Indeed, that's a good question. It's just strange that, in that case, she must have put the dog down unleashed although it was capable of trotting off briskly enough that she would be unable to quickly recapture it, and so poorly trained that it wouldn't come when called. An experienced hiker and dog owner wouldn't do that. I can only think of unlikely scenarios: it was leashed, but the leash broke...she thought she had tied the dog to a tree while she went off to pee, but the knot came undone... Again, an experienced owner would take the tiny dog with her everywhere, never leaving it alone.
Yeah, and it took 12 pages to arrive to that glaringly obviously conclusion.
Conversely, Sir Arthur Conan Doyle once wrote (as I recall it): "When all the probabilities have been eliminated, whatever remains, however unlikely, must be the solution!" Those are corner-cases, though, I strongly suspect.

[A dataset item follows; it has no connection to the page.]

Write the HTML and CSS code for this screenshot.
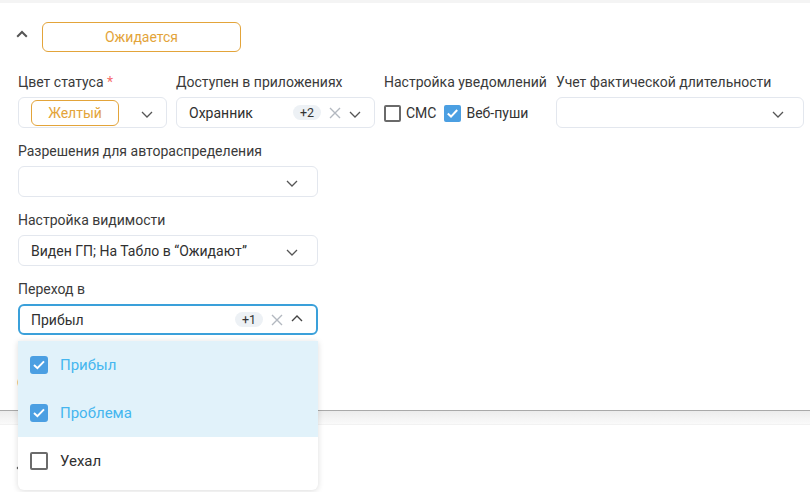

Guessing no one who has answered thus far is a detective, or knows a detective. It's not a profession for geniuses, more Blue Collar, because really it's common sense and observation of the details around crime scenes and knowledge of human behavior. Observe enough of those scenes, witness and partake in enough interrogations, listen closely for a few years to your mentors, the overwhelming preponderance of circumstantial evidence leads to the same inescapable conclusion:
"all things being equal, the right solution is usually the simplest," i.e. what you wrote.
Sweat him down properly, he'll crack probably. Waterboard him, he'll tell you he started the Great Chicago Fire, though. Modern effective interrogation is a closely guarded art by intelligence agencies and police forces world-over.

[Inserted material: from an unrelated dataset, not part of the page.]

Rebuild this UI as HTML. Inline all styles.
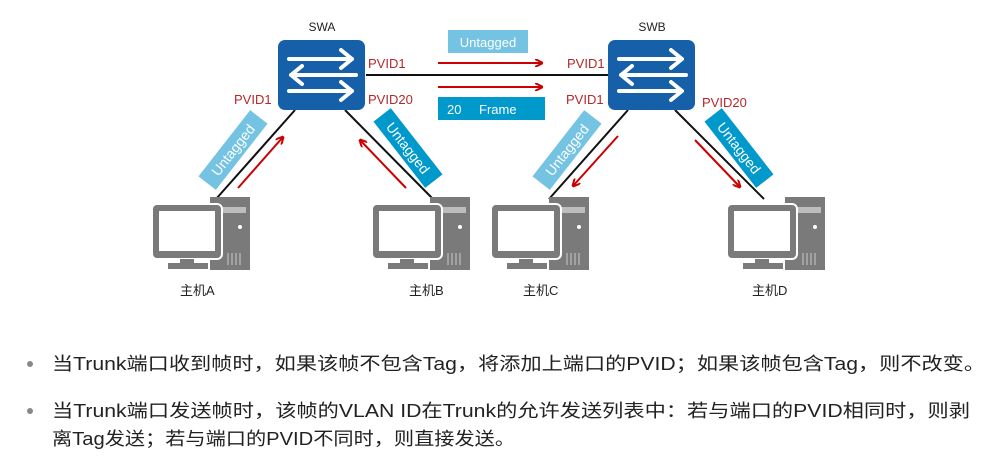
<!DOCTYPE html>
<html><head><meta charset="utf-8"><style>
body{margin:0;width:1000px;height:472px;background:#fff;overflow:hidden}
svg{display:block}
</style></head><body>
<svg width="1000" height="472" viewBox="0 0 1000 472" font-family="Liberation Sans, Noto Sans CJK SC, sans-serif">
<defs>
<g id="sw">
<rect x="0" y="0" width="87" height="70" rx="7" fill="#1560a8"/>
<g stroke="#fff" stroke-width="4" fill="none" stroke-linecap="round" stroke-linejoin="round">
<path d="M11 19 H74 M63 10 L74 19 L63 28"/>
<path d="M78 35 H13 M24 26 L13 35 L24 44"/>
<path d="M11 51 H74 M63 42 L74 51 L63 60"/>
</g>
</g>
<g id="pc">
<rect x="58" y="0" width="40" height="73" fill="#7a7a7a"/>
<rect x="62" y="10" width="32" height="6" fill="#fff" opacity=".5"/>
<circle cx="88" cy="30" r="2" fill="#fff"/>
<g stroke="#fff" stroke-width="1" opacity=".6"><line x1="76" y1="56" x2="76" y2="68"/><line x1="80" y1="56" x2="80" y2="68"/><line x1="84" y1="56" x2="84" y2="68"/><line x1="88" y1="56" x2="88" y2="68"/></g>
<rect x="0" y="7" width="70" height="55" rx="5" fill="#7a7a7a" stroke="#fff" stroke-width="2"/>
<rect x="7" y="14" width="56" height="40" fill="#fff"/>
<rect x="28" y="62" width="14" height="5" fill="#7a7a7a"/>
<rect x="16" y="66" width="40" height="6" fill="#7a7a7a"/>
</g>
<marker id="ar" markerWidth="8" markerHeight="8" refX="7" refY="4" orient="auto" markerUnits="userSpaceOnUse"><path d="M0 0 L8 4 L0 8" fill="none" stroke="#c00" stroke-width="2"/></marker>
</defs>
<g stroke="#111" stroke-width="2">
<line x1="295" y1="110" x2="216" y2="199"/>
<line x1="345" y1="110" x2="433" y2="199"/>
<line x1="366" y1="75" x2="608" y2="75"/>
<line x1="628" y1="110" x2="549" y2="199"/>
<line x1="675" y1="110" x2="764" y2="199"/>
</g>
<use href="#sw" x="278" y="40"/>
<use href="#sw" x="608" y="40"/>
<text x="322" y="31" font-size="12" text-anchor="middle" fill="#222">SWA</text>
<text x="652" y="31" font-size="12" text-anchor="middle" fill="#222">SWB</text>
<rect x="448" y="30" width="80" height="23" fill="#74c3e2"/>
<text x="488" y="47" font-size="13" fill="#fff" text-anchor="middle">Untagged</text>
<rect x="438" y="97" width="107" height="23" fill="#0099cc"/>
<text x="447" y="114" font-size="13" fill="#fff">20</text>
<text x="479" y="114" font-size="13" fill="#fff">Frame</text>
<g stroke="#c00" stroke-width="2" fill="none">
<line x1="438" y1="63" x2="542" y2="63" marker-end="url(#ar)"/>
<line x1="438" y1="87" x2="542" y2="87" marker-end="url(#ar)"/>
<line x1="238" y1="188" x2="283" y2="137" marker-end="url(#ar)"/>
<line x1="406" y1="188" x2="360" y2="140" marker-end="url(#ar)"/>
<line x1="618" y1="136" x2="573" y2="186" marker-end="url(#ar)"/>
<line x1="695" y1="140" x2="740" y2="187" marker-end="url(#ar)"/>
</g>
<g fill="#b5282a" font-size="13">
<text x="368" y="68">PVID1</text>
<text x="368" y="104">PVID20</text>
<text x="234" y="104">PVID1</text>
<text x="567" y="68">PVID1</text>
<text x="566" y="104">PVID1</text>
<text x="702" y="107">PVID20</text>
</g>
<g font-size="14" fill="#fff" text-anchor="middle">
<g transform="translate(233,150) rotate(-52)"><rect x="-42" y="-11" width="84" height="22" fill="#74c3e2"/><text y="5">Untagged</text></g>
<g transform="translate(408,148) rotate(52)"><rect x="-42" y="-11" width="84" height="22" fill="#0099cc"/><text y="5">Untagged</text></g>
<g transform="translate(567,150) rotate(-52)"><rect x="-42" y="-11" width="84" height="22" fill="#74c3e2"/><text y="5">Untagged</text></g>
<g transform="translate(739,148) rotate(52)"><rect x="-42" y="-11" width="84" height="22" fill="#0099cc"/><text y="5">Untagged</text></g>
</g>
<use href="#pc" x="152" y="197"/>
<use href="#pc" x="372" y="197"/>
<use href="#pc" x="491" y="197"/>
<use href="#pc" x="727" y="197"/>
<g font-size="13" fill="#222">
<text x="180" y="295">主机A</text>
<text x="409" y="295">主机B</text>
<text x="523" y="295">主机C</text>
<text x="752" y="295">主机D</text>
</g>
<g fill="#888"><circle cx="30" cy="364" r="3"/><circle cx="30" cy="411" r="3"/></g>
<g font-size="18" fill="#222">
<text x="52" y="370" textLength="933" lengthAdjust="spacingAndGlyphs">当Trunk端口收到帧时，如果该帧不包含Tag，将添加上端口的PVID；如果该帧包含Tag，则不改变。</text>
<text x="52" y="417" textLength="918" lengthAdjust="spacingAndGlyphs">当Trunk端口发送帧时，该帧的VLAN  ID在Trunk的允许发送列表中：若与端口的PVID相同时，则剥</text>
<text x="52" y="445" textLength="463" lengthAdjust="spacingAndGlyphs">离Tag发送；若与端口的PVID不同时，则直接发送。</text>
</g>
</svg>
</body></html>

He killed his wife, okay. He released their dog into the wilderness....WHY? And why didn't the dog simply follow him back to the road?
Hmmm...I'm thinking she put the dog down to go potty, stupidly didn't have it on a leash, and it ran off. She chased it, got lost and she's somewhere out there lost. Either that or this is an intricate murder plot by the husband, I don't buy the bird theories - at all.
Indeed, that's a good question. It's just strange that, in that case, she must have put the dog down unleashed although it was capable of trotting off briskly enough that she would be unable to quickly recapture it, and so poorly trained that it wouldn't come when called. An experienced hiker and dog owner wouldn't do that. I can only think of unlikely scenarios: it was leashed, but the leash broke...she thought she had tied the dog to a tree while she went off to pee, but the knot came undone... Again, an experienced owner would take the tiny dog with her everywhere, never leaving it alone.
I'm envisioning more of a scenario where the dog was loose or got loose somehow and then snuck away without her realizing it in time to catch him. More like she couldn't find him to catch him than she couldn't outrun him. She went looking for him and got further and further away from the camp. Of course, the bad part of that scenario is that finding the dog may not give them a clue where she is if she and the dog went in different directions.